Work to be completed:
Where a line below holds the string "TypeScript", copy that line.

Information supplied:
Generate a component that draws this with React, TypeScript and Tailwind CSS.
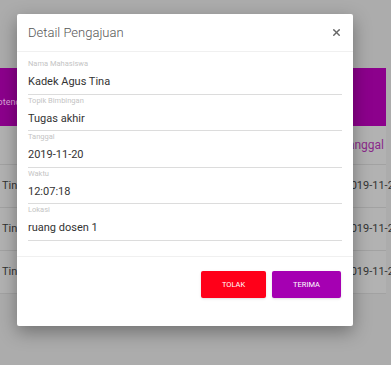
==
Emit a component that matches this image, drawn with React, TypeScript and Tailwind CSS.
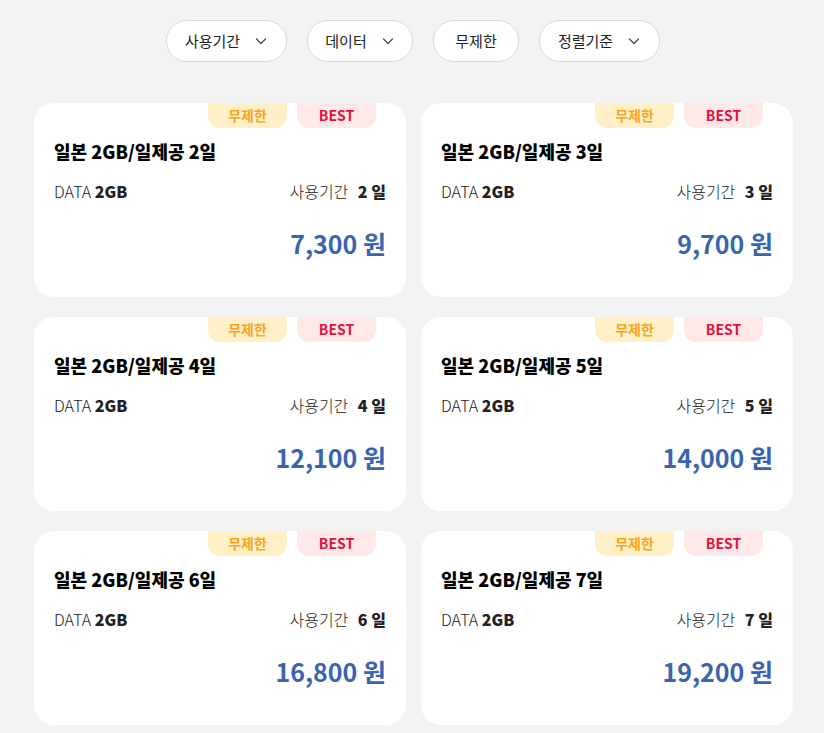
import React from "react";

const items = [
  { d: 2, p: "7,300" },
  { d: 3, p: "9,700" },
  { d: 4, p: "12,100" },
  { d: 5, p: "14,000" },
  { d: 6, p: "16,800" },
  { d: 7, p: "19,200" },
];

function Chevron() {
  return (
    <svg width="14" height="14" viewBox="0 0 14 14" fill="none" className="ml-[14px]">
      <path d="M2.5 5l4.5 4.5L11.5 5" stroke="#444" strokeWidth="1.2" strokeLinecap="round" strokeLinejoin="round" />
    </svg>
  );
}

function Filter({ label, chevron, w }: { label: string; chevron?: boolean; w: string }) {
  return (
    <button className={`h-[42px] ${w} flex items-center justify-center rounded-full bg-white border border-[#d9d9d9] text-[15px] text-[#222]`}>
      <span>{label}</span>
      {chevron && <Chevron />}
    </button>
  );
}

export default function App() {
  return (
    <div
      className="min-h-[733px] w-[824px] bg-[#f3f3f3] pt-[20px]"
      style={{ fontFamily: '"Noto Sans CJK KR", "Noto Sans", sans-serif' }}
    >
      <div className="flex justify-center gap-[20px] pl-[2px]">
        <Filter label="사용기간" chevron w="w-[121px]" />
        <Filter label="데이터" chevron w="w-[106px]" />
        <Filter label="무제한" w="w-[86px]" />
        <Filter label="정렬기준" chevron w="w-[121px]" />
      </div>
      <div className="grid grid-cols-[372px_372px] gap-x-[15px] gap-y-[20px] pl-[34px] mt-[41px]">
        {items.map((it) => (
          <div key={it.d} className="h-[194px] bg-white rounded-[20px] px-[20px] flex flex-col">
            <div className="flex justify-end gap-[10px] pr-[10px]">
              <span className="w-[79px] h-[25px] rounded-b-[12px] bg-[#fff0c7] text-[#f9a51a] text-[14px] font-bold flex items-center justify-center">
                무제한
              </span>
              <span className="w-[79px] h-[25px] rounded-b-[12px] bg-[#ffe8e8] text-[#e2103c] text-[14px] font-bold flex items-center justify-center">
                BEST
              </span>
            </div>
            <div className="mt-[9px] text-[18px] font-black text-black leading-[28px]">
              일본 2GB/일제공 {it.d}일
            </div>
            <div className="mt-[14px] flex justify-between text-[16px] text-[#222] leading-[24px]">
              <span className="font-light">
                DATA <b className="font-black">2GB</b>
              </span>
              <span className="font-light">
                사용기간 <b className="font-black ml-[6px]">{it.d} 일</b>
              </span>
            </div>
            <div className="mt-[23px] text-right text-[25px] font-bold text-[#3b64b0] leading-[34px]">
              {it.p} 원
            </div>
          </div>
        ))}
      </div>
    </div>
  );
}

Task output:
Generate a component that draws this with React, TypeScript and Tailwind CSS.
Emit a component that matches this image, drawn with React, TypeScript and Tailwind CSS.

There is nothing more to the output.